Module Communication (Repeated Again)

• Important announcements will be conveyed through Canvas – please pay attention to these as they will contain important messaging for this module.

• Questions about the content and assessments should first be submitted to the Discussion page on Canvas.

  • Any questions emailed will also be added to the discussion page to prevent repetition.

• Please limit email queries to those of a personal or confidential nature.

• Responses to emails and discussion questions will be provided generally within two working days.

Lecture: Mitosis and Meiosis

• Biological Sciences: Hard copy and ebook pp413-417 and pp416-424

• Molecular Biology of the Cell Online edition

  • https://www.ncbi.nlm.nih.gov/books/NBK26934/

  • https://www.ncbi.nlm.nih.gov/books/NBK26931/

  • https://www.ncbi.nlm.nih.gov/books/NBK26840/

Learning Outcomes

• By the end of this unit of teaching and learning, you will be able to identify and understand:

  • How interphase prepares cells for cell division during mitosis

  • The different visual stages of mitosis

  • The molecular processes that are driving the visual changes of mitosis

  • How cells initiate the metaphase to anaphase transition and end mitosis

  • The different stages of meiosis

  • How meiosis generates genetic diversity

  • How errors in meiosis can lead to developmental problems such as Down Syndrome

Multicellular Organism

• Most cells in a developed multicellular organism are in a G0 state.

• In multicellular organisms, during development, growth and wound healing, cells receive signals from their environment to enter into the cell cycle and divide.

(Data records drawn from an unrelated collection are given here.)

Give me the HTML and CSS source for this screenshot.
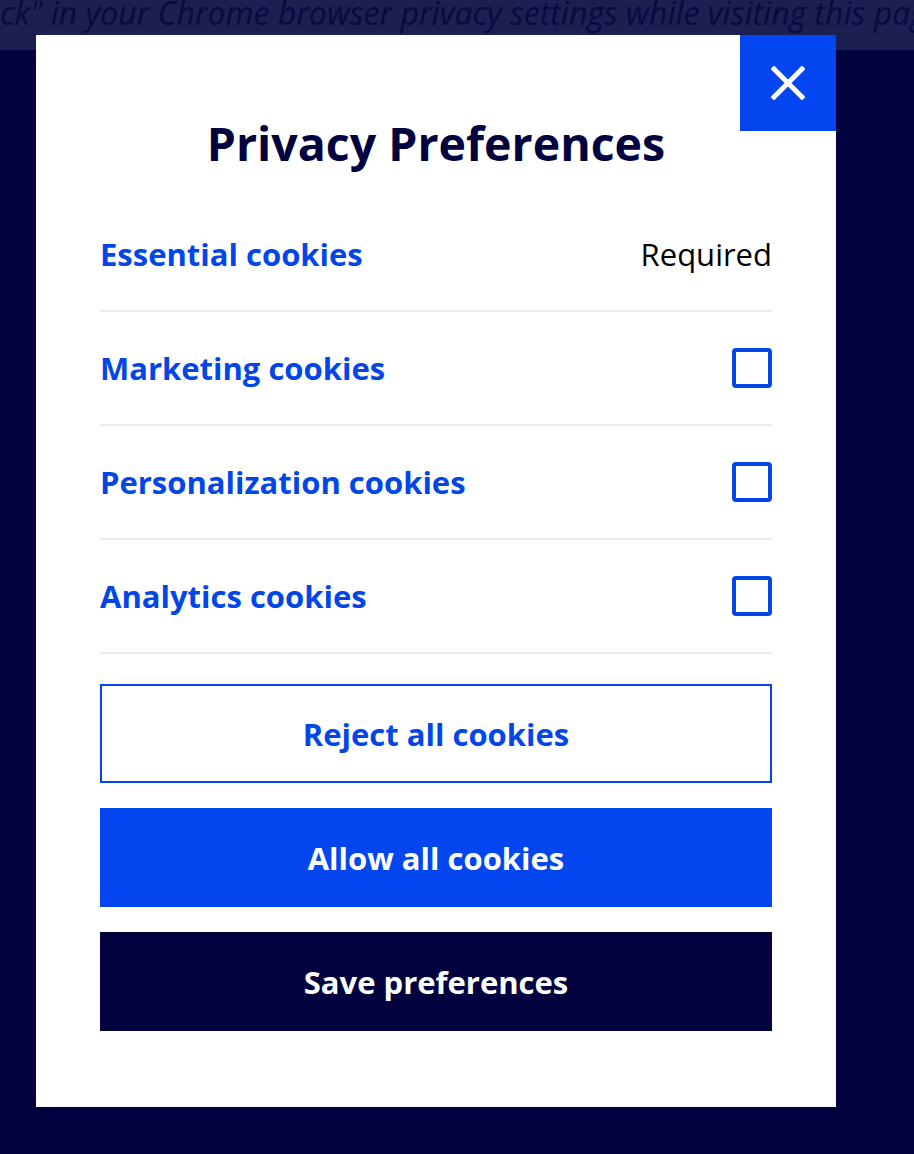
FILE: index.html
```html
<!DOCTYPE html>
<html lang="en">
<head>
    <meta charset="UTF-8">
    <meta name="viewport" content="width=device-width, initial-scale=1.0">
    <title>Privacy Preferences</title>
    <link rel="stylesheet" href="styles.css">
</head>
<body>

<div class="notice">ck" in your Chrome browser privacy settings while visiting this page.</div>

<div class="overlay">
    <div class="modal" role="dialog" aria-labelledby="prefsTitle">
        <button class="close-btn" aria-label="Close">
            <svg width="34" height="34" viewBox="0 0 34 34">
                <path d="M3 3 L31 31 M31 3 L3 31" stroke="#fff" stroke-width="5" stroke-linecap="square"/>
            </svg>
        </button>

        <h2 id="prefsTitle">Privacy Preferences</h2>

        <ul class="cookie-list">
            <li class="cookie-row">
                <span class="cookie-name">Essential cookies</span>
                <span class="required">Required</span>
            </li>
            <li class="cookie-row">
                <label class="cookie-name" for="marketing">Marketing cookies</label>
                <input type="checkbox" id="marketing" class="cookie-check">
            </li>
            <li class="cookie-row">
                <label class="cookie-name" for="personalization">Personalization cookies</label>
                <input type="checkbox" id="personalization" class="cookie-check">
            </li>
            <li class="cookie-row">
                <label class="cookie-name" for="analytics">Analytics cookies</label>
                <input type="checkbox" id="analytics" class="cookie-check">
            </li>
        </ul>

        <div class="actions">
            <button class="btn btn-outline">Reject all cookies</button>
            <button class="btn btn-primary">Allow all cookies</button>
            <button class="btn btn-dark">Save preferences</button>
        </div>
    </div>
</div>

</body>
</html>
```

FILE: styles.css
```css
body {
    margin: 0;
    font-family: "Open Sans", "Noto Sans", sans-serif;
    background-color: #02023f;
    color: #02023f;
}
.notice {
    height: 50px;
    background-color: #1b1f51;
    color: #080a42;
    font-style: italic;
    font-size: 32px;
    line-height: 26px;
    white-space: nowrap;
    overflow: hidden;
}
.overlay {
    position: fixed;
    top: 0;
    left: 0;
    right: 0;
    bottom: 0;
    padding: 35px 0 0 36px;
}
.modal {
    position: relative;
    width: 800px;
    box-sizing: border-box;
    background-color: #fff;
    padding: 80px 64px 76px;
}
.close-btn {
    position: absolute;
    top: 0;
    right: 0;
    width: 96px;
    height: 96px;
    border: none;
    background-color: #0346f0;
    display: flex;
    align-items: center;
    justify-content: center;
    cursor: pointer;
    padding: 0;
}
h2 {
    margin: 0 0 23px;
    text-align: center;
    font-size: 46.5px;
    font-weight: 700;
    line-height: 57px;
    padding-bottom: 3px;
    color: #02023f;
}
.cookie-list {
    list-style: none;
    margin: 0;
    padding: 0;
}
.cookie-row {
    height: 112px;
    border-bottom: 2px solid #ececec;
    display: flex;
    align-items: center;
    justify-content: space-between;
}
.cookie-name {
    font-size: 31px;
    font-weight: 700;
    color: #0346e8;
}
.required {
    font-size: 31px;
    color: #000;
}
.cookie-check {
    appearance: none;
    margin: 0;
    width: 40px;
    height: 40px;
    border: 4px solid #0346e8;
    border-radius: 4px;
    background: #fff;
}
.actions {
    display: flex;
    flex-direction: column;
    gap: 25px;
    margin-top: 30px;
}
.btn {
    height: 99px;
    width: 100%;
    border: none;
    font-family: inherit;
    font-size: 31px;
    font-weight: 700;
    cursor: pointer;
}
.btn-outline {
    background-color: #fff;
    border: 2px solid #0346e8;
    color: #0346e8;
}
.btn-primary {
    background-color: #0346f0;
    color: #fff;
}
.btn-dark {
    background-color: #02023f;
    color: #fff;
}
```
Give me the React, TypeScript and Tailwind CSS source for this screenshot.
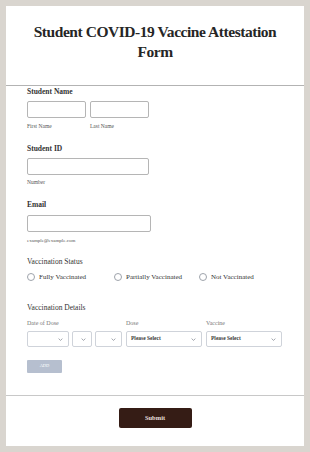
import React from 'react';

const serif = { fontFamily: '"Liberation Serif", "DejaVu Serif", serif' };

function Chevron() {
  return (
    <svg width="5" height="3" viewBox="0 0 5 3" className="shrink-0">
      <path d="M0.6 0.6 L2.5 2.4 L4.4 0.6" fill="none" stroke="#8a8f99" strokeWidth="0.8" />
    </svg>
  );
}

function SelectBox({ width, label }: { width: string; label?: string }) {
  return (
    <div
      className={`${width} h-[16px] border border-[#cfd3da] rounded-[2px] flex items-center justify-between pl-[4px] pr-[5px] bg-white`}
    >
      <span className="text-[5.5px] font-bold text-[#3a3a3a] leading-none">{label ?? ''}</span>
      <Chevron />
    </div>
  );
}

function Radio({ label, width }: { label: string; width: string }) {
  return (
    <div className={`${width} flex items-center gap-[4px]`}>
      <span className="w-[8px] h-[8px] rounded-full border border-[#9ea3ab] bg-white shrink-0" />
      <span className="text-[7px] leading-[10px] text-[#333333]">{label}</span>
    </div>
  );
}

export default function App() {
  return (
    <div className="w-[310px] h-[452px] bg-[#d9d5cf] p-[6px]" style={serif}>
      <div className="bg-white h-full flex flex-col">
        {/* Header */}
        <div className="h-[80px] border-b border-[#b3b3b3] pt-[16px] text-center">
          <h1 className="text-[15.5px] leading-[20px] font-bold tracking-[-0.45px] text-[#262626] px-[20px]">
            Student COVID-19 Vaccine Attestation Form
          </h1>
        </div>

        {/* Body */}
        <div className="flex-1 pl-[21px] pt-[1px] border-b border-[#c8c8c8] text-[#333333]">
          {/* Student Name */}
          <p className="text-[7.5px] leading-[10px] font-bold">Student Name</p>
          <div className="flex gap-[4px] mt-[4px]">
            <div>
              <div className="w-[59px] h-[17px] border border-[#b5b5b5] rounded-[2px]" />
              <p className="text-[5.5px] leading-[7px] text-[#555555] mt-[5px]">First Name</p>
            </div>
            <div>
              <div className="w-[59px] h-[17px] border border-[#b5b5b5] rounded-[2px]" />
              <p className="text-[5.5px] leading-[7px] text-[#555555] mt-[5px]">Last Name</p>
            </div>
          </div>

          {/* Student ID */}
          <p className="text-[7.5px] leading-[10px] font-bold mt-[14px]">Student ID</p>
          <div className="w-[122px] h-[17px] border border-[#b5b5b5] rounded-[2px] mt-[4px]" />
          <p className="text-[5.5px] leading-[7px] text-[#555555] mt-[4px]">Number</p>

          {/* Email */}
          <p className="text-[7.5px] leading-[10px] font-bold mt-[14px]">Email</p>
          <div className="w-[124px] h-[17px] border border-[#b5b5b5] rounded-[2px] mt-[5px]" />
          <p className="text-[5px] leading-[7px] text-[#555555] mt-[5px]">example@example.com</p>

          {/* Vaccination Status */}
          <p className="text-[7.5px] leading-[10px] mt-[13px]">Vaccination Status</p>
          <div className="flex mt-[5px]">
            <Radio label="Fully Vaccinated" width="w-[87px]" />
            <Radio label="Partially Vaccinated" width="w-[85px]" />
            <Radio label="Not Vaccinated" width="w-[80px]" />
          </div>

          {/* Vaccination Details */}
          <p className="text-[7.5px] leading-[10px] mt-[21px]">Vaccination Details</p>
          <div className="flex text-[6px] leading-[8px] text-[#777777] mt-[6px]">
            <span className="w-[99px]">Date of Dose</span>
            <span className="w-[80px]">Dose</span>
            <span>Vaccine</span>
          </div>
          <div className="flex mt-[4px]">
            <div className="flex gap-[3px] mr-[4px]">
              <SelectBox width="w-[42px]" />
              <SelectBox width="w-[20px]" />
              <SelectBox width="w-[27px]" />
            </div>
            <div className="flex gap-[4px]">
              <SelectBox width="w-[76px]" label="Please Select" />
              <SelectBox width="w-[76px]" label="Please Select" />
            </div>
          </div>
          <div className="w-[35px] h-[13px] bg-[#b6bfcf] rounded-[1px] mt-[13px] flex items-center justify-center">
            <span className="text-[4.5px] text-white leading-none">ADD</span>
          </div>
        </div>

        {/* Footer */}
        <div className="h-[50px] flex justify-center pt-[12px]">
          <div className="w-[73px] h-[20px] bg-[#351c15] rounded-[2px] flex items-center justify-center">
            <span className="text-[6.5px] font-bold text-[#e6dfdb] leading-none">Submit</span>
          </div>
        </div>
      </div>
    </div>
  );
}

• This sets off a chain of exquisitely coordinated events which culminate in the cell passing through mitosis when a full complement of chromosomes are duplicated and segregated into the the two halves of the cell just before it divides to form two cells

• If cell division is not carried out correctly and the daughter cells do not get a full complement of genetic information, the cells will die.

Interphase Table

Mitosis

• Mitosis though a microscope.

  • Red colour is DNA stained with propidium iodide

  • Green colour is microtubules marked with GFP

Mitosis and Cytokinesis

• Careful examination of mitotic cells allowed to be broken up into distinct stages;

Mitosis Stages

• Prophase

  • At prophase, the replicated chromosomes, each consisting of two closely associated sister chromatids, condense.

  • Outside the nucleus, the mitotic spindle assembles between the two centrosomes, which have begun to move apart.

• Prometaphase

  • Prometaphase starts abruptly with the breakdown of the nuclear envelope.

  • Chromosomes can now attach to spindle microtubules via their kinetochores and undergo active movement.

• Metaphase

  • At metaphase, the chromosomes are aligned at the equator of the spindle, midway between the spindle poles.

  • The paired kinetochore microtubules on each chromosome attach to opposite poles of the spindle.

• Anaphase

  • At anaphase, the sister chromatids synchronously separate, and each is pulled slowly toward the spindle pole it is attached to.

  • The kinetochore microtubules get shorter, and the spindle poles also move apart, both contributing to chromosome segregation.

• Telophase

  • During telophase, the two sets of chromosomes arrive at the poles of the spindle.

  • A new nuclear envelope reassembles around each set, completing the formation of two nuclei and marking the end of mitosis.

  • The division of the cytoplasm begins with the assembly of the contractile ring.

• Cytokinesis

  • During cytokinesis of an animal cell, the cytoplasm is divided in two by a contractile ring of actin and myosin filaments, which pinches in the cell to create two daughters, each with one nucleus.

Compact Chromosomes

• Condensin complexes (blue) bind to chromosomes at the beginning of mitosis and fold them into consecutive cis-loops until they become highly compacted and condensed (activity of Condensin is upregulated by mitotic CDK kinases).